* [Data section]
+++

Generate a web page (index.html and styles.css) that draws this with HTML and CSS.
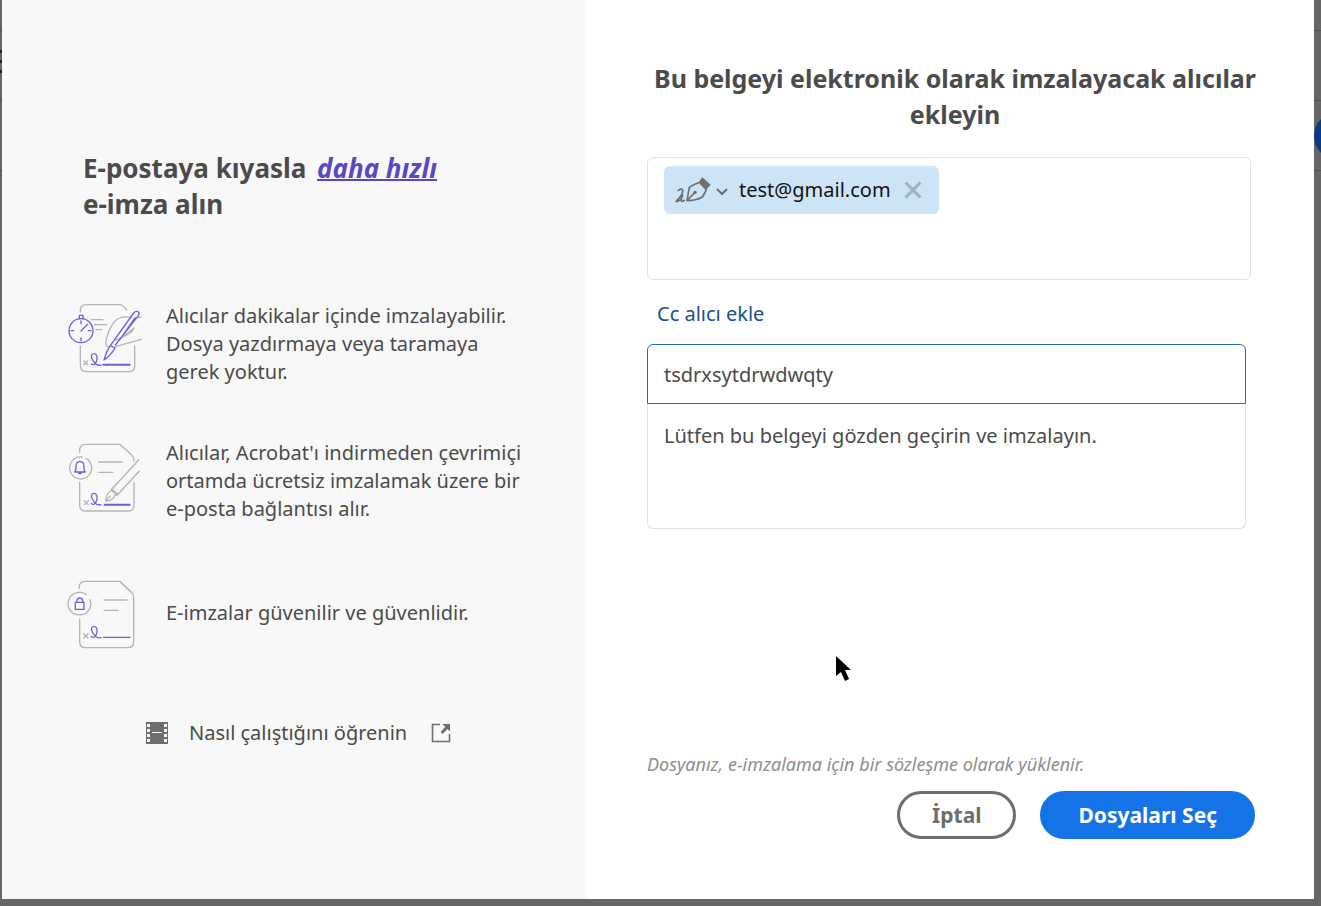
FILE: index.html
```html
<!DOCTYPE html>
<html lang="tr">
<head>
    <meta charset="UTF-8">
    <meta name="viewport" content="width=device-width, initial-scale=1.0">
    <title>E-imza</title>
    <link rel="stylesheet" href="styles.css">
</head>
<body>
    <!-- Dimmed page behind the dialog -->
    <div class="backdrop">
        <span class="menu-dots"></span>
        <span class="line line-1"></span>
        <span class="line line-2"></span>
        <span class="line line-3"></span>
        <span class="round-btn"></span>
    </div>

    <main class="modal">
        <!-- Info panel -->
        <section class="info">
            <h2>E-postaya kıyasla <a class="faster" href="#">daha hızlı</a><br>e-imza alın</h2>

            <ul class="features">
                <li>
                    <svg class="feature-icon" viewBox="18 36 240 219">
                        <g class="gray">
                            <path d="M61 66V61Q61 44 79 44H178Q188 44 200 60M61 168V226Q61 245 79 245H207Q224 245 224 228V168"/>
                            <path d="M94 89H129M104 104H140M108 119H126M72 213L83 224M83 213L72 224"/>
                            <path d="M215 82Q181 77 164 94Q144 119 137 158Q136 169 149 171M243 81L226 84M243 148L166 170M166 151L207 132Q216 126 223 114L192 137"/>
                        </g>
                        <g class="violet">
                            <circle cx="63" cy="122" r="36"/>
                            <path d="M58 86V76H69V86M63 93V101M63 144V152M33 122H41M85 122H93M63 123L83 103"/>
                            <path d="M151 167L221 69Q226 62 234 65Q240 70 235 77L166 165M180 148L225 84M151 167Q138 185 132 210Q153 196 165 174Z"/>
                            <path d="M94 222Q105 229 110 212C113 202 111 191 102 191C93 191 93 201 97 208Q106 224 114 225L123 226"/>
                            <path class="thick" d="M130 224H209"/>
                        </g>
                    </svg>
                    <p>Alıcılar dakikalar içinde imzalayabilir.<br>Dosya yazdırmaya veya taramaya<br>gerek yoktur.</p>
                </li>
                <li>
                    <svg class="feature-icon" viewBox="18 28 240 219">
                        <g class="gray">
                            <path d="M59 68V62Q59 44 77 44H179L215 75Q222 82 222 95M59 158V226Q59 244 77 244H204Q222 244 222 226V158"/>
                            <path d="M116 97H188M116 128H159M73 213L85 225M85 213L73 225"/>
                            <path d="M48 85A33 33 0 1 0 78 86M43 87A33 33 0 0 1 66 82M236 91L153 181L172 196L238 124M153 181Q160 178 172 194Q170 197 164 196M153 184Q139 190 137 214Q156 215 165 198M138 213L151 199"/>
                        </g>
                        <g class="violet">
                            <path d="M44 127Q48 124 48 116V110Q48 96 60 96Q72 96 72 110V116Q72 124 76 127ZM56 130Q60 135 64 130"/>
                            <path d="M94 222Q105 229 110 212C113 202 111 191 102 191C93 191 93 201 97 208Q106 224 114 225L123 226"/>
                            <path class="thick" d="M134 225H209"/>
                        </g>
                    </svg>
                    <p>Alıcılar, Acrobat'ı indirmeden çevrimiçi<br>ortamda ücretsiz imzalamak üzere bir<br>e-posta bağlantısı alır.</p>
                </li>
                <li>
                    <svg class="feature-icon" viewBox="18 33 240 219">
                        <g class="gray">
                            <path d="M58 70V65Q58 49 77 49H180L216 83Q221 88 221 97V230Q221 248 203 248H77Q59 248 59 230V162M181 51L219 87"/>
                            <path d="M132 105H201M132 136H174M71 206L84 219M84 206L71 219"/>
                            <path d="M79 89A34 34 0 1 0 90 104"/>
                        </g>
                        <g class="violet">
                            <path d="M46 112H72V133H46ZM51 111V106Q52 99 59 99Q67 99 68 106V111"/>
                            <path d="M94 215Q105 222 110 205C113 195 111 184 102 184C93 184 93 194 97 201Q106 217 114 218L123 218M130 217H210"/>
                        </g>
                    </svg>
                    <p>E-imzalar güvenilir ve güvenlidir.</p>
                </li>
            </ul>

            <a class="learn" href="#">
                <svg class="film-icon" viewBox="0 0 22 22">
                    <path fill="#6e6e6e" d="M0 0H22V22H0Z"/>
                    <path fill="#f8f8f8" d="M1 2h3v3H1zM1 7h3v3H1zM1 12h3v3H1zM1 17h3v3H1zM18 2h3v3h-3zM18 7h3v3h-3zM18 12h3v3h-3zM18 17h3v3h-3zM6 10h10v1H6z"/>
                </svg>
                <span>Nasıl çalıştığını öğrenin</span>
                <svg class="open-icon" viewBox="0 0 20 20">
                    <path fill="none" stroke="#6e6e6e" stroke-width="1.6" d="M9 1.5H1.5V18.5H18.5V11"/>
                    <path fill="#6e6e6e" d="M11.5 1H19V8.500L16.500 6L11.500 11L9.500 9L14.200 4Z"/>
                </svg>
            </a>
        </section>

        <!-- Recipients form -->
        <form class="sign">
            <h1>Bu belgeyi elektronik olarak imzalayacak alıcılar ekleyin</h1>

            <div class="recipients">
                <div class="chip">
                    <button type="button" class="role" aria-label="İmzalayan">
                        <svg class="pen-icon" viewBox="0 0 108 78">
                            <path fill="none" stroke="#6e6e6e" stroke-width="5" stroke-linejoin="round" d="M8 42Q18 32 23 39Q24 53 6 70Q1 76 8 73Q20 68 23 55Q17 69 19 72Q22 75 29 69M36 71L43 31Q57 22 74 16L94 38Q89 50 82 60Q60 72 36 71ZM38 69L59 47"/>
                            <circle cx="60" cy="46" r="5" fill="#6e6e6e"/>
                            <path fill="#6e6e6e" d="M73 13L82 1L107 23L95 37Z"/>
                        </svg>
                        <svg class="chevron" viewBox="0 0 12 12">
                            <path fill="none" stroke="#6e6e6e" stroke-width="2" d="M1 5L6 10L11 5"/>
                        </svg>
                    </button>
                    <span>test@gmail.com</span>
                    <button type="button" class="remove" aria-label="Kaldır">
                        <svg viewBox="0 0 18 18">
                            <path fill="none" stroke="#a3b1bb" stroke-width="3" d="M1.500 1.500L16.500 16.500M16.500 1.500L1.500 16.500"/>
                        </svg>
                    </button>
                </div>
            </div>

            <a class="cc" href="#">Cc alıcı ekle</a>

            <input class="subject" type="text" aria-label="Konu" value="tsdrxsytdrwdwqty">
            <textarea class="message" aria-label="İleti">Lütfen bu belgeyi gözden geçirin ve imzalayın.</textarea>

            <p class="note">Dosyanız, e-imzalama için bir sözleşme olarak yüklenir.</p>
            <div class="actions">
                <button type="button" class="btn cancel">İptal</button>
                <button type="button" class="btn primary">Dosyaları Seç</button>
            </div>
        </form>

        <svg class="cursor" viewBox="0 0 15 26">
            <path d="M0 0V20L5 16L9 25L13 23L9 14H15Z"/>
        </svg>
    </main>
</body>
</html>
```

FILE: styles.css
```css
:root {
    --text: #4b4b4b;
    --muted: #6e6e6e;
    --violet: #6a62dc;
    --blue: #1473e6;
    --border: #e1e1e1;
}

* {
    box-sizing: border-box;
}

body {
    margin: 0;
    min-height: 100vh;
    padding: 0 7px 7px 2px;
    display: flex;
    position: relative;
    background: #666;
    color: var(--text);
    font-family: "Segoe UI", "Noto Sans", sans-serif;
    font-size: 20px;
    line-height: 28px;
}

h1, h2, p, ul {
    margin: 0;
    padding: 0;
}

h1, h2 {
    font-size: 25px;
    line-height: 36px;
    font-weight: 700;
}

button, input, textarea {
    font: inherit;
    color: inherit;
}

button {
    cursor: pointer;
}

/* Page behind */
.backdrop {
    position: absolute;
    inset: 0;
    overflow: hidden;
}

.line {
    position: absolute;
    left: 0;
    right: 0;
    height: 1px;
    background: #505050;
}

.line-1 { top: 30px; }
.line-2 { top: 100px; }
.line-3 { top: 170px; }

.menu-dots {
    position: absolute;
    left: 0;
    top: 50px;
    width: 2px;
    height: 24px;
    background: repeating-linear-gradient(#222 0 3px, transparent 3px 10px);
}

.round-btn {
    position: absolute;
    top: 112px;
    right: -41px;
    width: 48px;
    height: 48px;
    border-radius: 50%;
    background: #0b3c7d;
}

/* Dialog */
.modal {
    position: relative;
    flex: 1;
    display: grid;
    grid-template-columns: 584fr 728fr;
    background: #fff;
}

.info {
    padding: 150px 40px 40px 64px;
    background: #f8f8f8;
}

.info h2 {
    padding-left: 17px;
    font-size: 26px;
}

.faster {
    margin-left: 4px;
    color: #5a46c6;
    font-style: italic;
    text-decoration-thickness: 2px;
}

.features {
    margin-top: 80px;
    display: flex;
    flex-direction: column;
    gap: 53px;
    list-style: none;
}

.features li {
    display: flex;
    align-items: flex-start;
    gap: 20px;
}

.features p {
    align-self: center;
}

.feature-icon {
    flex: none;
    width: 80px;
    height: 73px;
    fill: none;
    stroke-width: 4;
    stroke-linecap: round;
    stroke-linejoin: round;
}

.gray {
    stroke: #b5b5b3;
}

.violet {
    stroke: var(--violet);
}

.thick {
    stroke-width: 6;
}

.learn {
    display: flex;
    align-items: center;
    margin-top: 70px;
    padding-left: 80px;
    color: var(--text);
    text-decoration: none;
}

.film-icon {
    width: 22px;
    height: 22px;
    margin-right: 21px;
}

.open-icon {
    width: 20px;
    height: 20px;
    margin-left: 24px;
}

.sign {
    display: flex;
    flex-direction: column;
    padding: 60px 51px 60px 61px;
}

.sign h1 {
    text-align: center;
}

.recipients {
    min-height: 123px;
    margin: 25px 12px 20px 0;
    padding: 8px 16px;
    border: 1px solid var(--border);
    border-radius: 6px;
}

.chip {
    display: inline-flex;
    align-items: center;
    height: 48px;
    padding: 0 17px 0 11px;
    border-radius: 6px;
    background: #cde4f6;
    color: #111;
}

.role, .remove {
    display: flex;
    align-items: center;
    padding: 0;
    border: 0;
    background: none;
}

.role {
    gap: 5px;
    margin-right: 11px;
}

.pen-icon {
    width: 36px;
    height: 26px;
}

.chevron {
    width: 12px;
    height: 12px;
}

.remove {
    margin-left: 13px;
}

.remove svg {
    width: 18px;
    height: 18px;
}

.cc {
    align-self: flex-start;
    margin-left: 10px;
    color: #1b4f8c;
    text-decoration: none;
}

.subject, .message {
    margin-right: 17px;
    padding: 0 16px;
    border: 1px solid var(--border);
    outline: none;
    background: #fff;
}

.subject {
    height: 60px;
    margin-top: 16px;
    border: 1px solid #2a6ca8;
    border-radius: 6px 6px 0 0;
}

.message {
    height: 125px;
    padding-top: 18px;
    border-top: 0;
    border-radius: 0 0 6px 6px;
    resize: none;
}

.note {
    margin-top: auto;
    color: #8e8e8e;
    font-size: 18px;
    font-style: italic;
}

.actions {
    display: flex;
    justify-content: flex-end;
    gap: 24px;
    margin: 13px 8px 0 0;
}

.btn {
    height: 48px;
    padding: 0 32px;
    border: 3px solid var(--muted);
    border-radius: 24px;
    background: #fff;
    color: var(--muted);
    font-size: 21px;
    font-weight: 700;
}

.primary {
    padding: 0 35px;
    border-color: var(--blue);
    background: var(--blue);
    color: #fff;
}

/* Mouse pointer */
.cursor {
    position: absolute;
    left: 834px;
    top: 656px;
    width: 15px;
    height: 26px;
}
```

+++

* [What you need to do] Write down only the number of lines that contain the string "styles" in the listing.

* [Finished answer] 3